B君原本是某县信用社的一名工作人员,挪用公款赌博,因担心东窗事发,调整工作岗位后携款潜逃,经一段时间东躲西藏后,在亲友的劝导下自首,获刑八年。从进入到走出宣教室不到十分钟的时间里,他一直低垂着头,目光游离于稿纸和地上之间。他说,妻儿盼他好好改造,早日出去。当再次回到高墙之外,衷心祝愿他重新在阳光下抬起作为儿子、丈夫和父亲的头颅。

从宣教室出来,右拐,经两道铁门,便到了男监舍。入门,是一条大约可以容下两个人并肩走过的狭长通道,两侧是一间间约20来平米的宿舍。五六架高低铁架床U字形排开靠墙立着。橱柜上摆放的一应洗漱用品整齐划一,十余床豆腐块被褥同向分列整洁的床头。水泥地上看不到任何废弃纸屑,但是潮湿的。或许是因年代久远,经反复清扫,部分混泥土已不复存,显得坑坑洼洼的。透过铁窗往外看,只看见七八米外刷着红漆标语的高墙和一条线似的天空。

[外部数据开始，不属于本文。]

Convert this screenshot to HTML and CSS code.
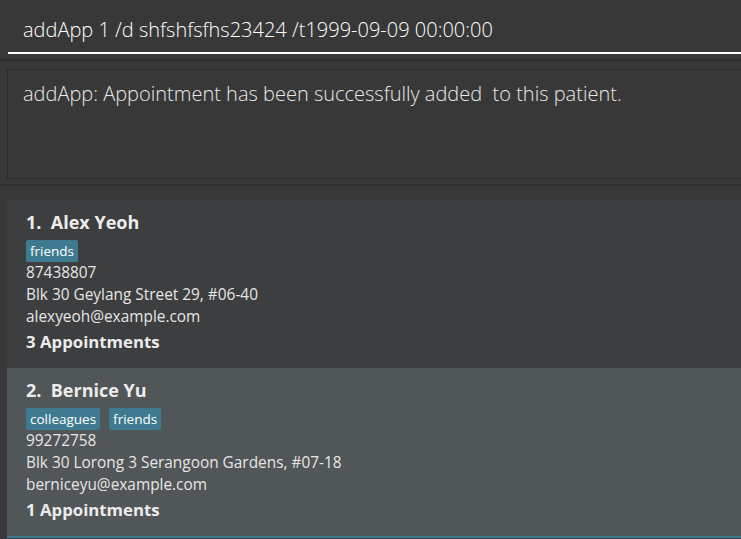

不禁让人遐想:这些年来,有多少人经过军事化的洗礼和净化后,从这座建于1952年的监狱走了出去?此后,还会有多少人进来?

从监舍到监狱大门之外,步行仅约两三分钟的路程,却须经五道高耸厚重的铁门。于参观者来说,出来,只需耗时不到一分钟的报数;于服刑人员来说,出来,得付出一个或多个家庭不堪重负的代价。

一墙之隔隔千里。在监狱大门之外道别时,带队警官说,在此不能说再见。